■ Set exercise
Copy out the data below as written; omit any images.
________________________
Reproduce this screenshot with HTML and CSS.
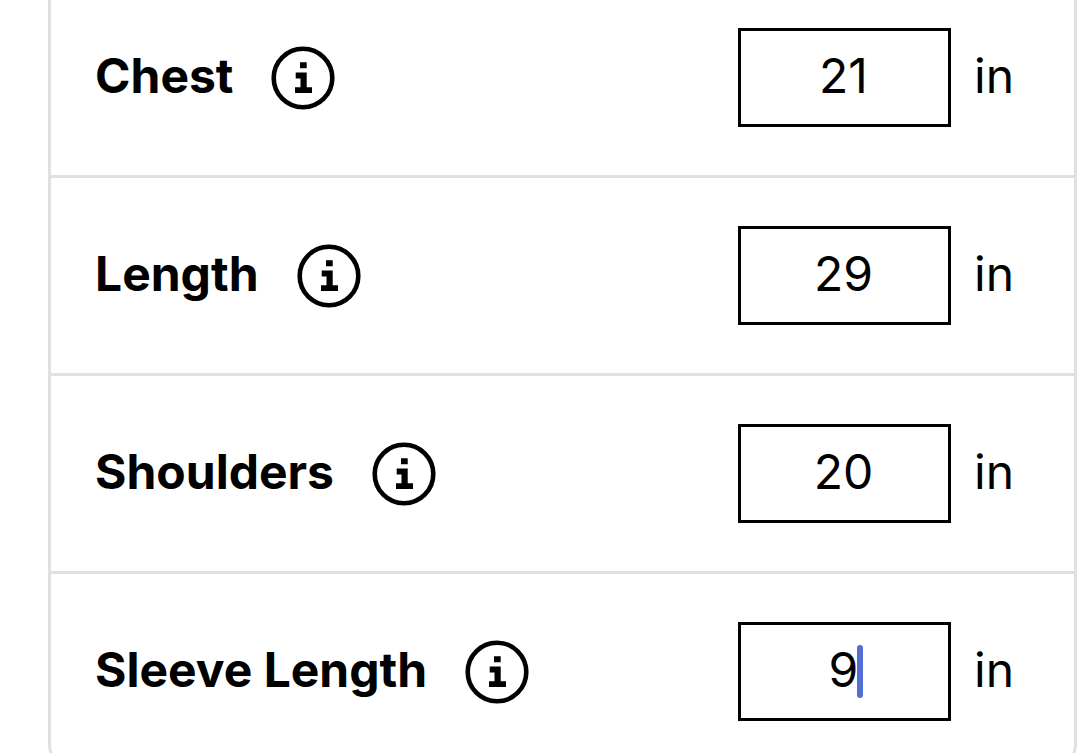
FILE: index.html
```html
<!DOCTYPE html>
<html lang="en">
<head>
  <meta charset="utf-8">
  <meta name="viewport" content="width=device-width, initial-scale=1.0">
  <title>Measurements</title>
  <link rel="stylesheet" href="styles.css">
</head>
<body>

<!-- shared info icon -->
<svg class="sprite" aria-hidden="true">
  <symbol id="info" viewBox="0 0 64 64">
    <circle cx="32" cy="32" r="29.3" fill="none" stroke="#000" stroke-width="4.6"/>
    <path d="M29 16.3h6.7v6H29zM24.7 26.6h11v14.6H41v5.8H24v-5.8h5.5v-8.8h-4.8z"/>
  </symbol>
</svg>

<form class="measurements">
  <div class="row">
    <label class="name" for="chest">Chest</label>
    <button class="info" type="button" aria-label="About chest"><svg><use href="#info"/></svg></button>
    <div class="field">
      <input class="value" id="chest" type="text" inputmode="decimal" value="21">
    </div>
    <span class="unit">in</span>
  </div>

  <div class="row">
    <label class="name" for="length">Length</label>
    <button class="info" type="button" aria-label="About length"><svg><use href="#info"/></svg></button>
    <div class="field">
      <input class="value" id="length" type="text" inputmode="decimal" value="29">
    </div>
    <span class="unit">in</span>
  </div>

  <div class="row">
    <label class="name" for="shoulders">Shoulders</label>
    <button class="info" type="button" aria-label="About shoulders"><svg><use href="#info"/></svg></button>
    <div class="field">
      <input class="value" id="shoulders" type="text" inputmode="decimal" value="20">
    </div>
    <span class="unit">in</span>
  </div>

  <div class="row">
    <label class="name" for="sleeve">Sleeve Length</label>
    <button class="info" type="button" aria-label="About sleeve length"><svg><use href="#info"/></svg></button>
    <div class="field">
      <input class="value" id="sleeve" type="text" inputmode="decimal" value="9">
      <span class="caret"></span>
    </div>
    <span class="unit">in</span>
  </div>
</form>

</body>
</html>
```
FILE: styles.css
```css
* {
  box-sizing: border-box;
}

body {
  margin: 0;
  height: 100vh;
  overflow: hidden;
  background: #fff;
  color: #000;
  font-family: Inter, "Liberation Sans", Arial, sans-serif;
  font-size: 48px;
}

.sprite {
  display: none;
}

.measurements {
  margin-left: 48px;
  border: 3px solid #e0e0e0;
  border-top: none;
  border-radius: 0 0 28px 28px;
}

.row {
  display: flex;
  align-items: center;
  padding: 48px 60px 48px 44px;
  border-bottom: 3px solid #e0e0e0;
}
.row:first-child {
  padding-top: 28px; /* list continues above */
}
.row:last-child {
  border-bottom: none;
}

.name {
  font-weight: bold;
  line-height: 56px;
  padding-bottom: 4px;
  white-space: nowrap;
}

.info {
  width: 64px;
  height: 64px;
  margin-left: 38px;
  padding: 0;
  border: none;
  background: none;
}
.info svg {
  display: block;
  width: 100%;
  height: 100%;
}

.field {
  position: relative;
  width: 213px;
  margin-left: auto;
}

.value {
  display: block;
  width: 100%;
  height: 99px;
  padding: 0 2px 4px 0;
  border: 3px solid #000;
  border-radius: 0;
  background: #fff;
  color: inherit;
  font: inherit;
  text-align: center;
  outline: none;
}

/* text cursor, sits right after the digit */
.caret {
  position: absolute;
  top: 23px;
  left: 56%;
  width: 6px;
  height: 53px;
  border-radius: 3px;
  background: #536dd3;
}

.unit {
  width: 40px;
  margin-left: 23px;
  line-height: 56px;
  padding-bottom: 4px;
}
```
________________________
■ Result
Reproduce this screenshot with HTML and CSS.
FILE: index.html
```html
<!DOCTYPE html>
<html lang="en">
<head>
  <meta charset="utf-8">
  <meta name="viewport" content="width=device-width, initial-scale=1.0">
  <title>Measurements</title>
  <link rel="stylesheet" href="styles.css">
</head>
<body>

<!-- shared info icon -->
<svg class="sprite" aria-hidden="true">
  <symbol id="info" viewBox="0 0 64 64">
    <circle cx="32" cy="32" r="29.3" fill="none" stroke="#000" stroke-width="4.6"/>
    <path d="M29 16.3h6.7v6H29zM24.7 26.6h11v14.6H41v5.8H24v-5.8h5.5v-8.8h-4.8z"/>
  </symbol>
</svg>

<form class="measurements">
  <div class="row">
    <label class="name" for="chest">Chest</label>
    <button class="info" type="button" aria-label="About chest"><svg><use href="#info"/></svg></button>
    <div class="field">
      <input class="value" id="chest" type="text" inputmode="decimal" value="21">
    </div>
    <span class="unit">in</span>
  </div>

  <div class="row">
    <label class="name" for="length">Length</label>
    <button class="info" type="button" aria-label="About length"><svg><use href="#info"/></svg></button>
    <div class="field">
      <input class="value" id="length" type="text" inputmode="decimal" value="29">
    </div>
    <span class="unit">in</span>
  </div>

  <div class="row">
    <label class="name" for="shoulders">Shoulders</label>
    <button class="info" type="button" aria-label="About shoulders"><svg><use href="#info"/></svg></button>
    <div class="field">
      <input class="value" id="shoulders" type="text" inputmode="decimal" value="20">
    </div>
    <span class="unit">in</span>
  </div>

  <div class="row">
    <label class="name" for="sleeve">Sleeve Length</label>
    <button class="info" type="button" aria-label="About sleeve length"><svg><use href="#info"/></svg></button>
    <div class="field">
      <input class="value" id="sleeve" type="text" inputmode="decimal" value="9">
      <span class="caret"></span>
    </div>
    <span class="unit">in</span>
  </div>
</form>

</body>
</html>
```
FILE: styles.css
```css
* {
  box-sizing: border-box;
}

body {
  margin: 0;
  height: 100vh;
  overflow: hidden;
  background: #fff;
  color: #000;
  font-family: Inter, "Liberation Sans", Arial, sans-serif;
  font-size: 48px;
}

.sprite {
  display: none;
}

.measurements {
  margin-left: 48px;
  border: 3px solid #e0e0e0;
  border-top: none;
  border-radius: 0 0 28px 28px;
}

.row {
  display: flex;
  align-items: center;
  padding: 48px 60px 48px 44px;
  border-bottom: 3px solid #e0e0e0;
}
.row:first-child {
  padding-top: 28px; /* list continues above */
}
.row:last-child {
  border-bottom: none;
}

.name {
  font-weight: bold;
  line-height: 56px;
  padding-bottom: 4px;
  white-space: nowrap;
}

.info {
  width: 64px;
  height: 64px;
  margin-left: 38px;
  padding: 0;
  border: none;
  background: none;
}
.info svg {
  display: block;
  width: 100%;
  height: 100%;
}

.field {
  position: relative;
  width: 213px;
  margin-left: auto;
}

.value {
  display: block;
  width: 100%;
  height: 99px;
  padding: 0 2px 4px 0;
  border: 3px solid #000;
  border-radius: 0;
  background: #fff;
  color: inherit;
  font: inherit;
  text-align: center;
  outline: none;
}

/* text cursor, sits right after the digit */
.caret {
  position: absolute;
  top: 23px;
  left: 56%;
  width: 6px;
  height: 53px;
  border-radius: 3px;
  background: #536dd3;
}

.unit {
  width: 40px;
  margin-left: 23px;
  line-height: 56px;
  padding-bottom: 4px;
}
```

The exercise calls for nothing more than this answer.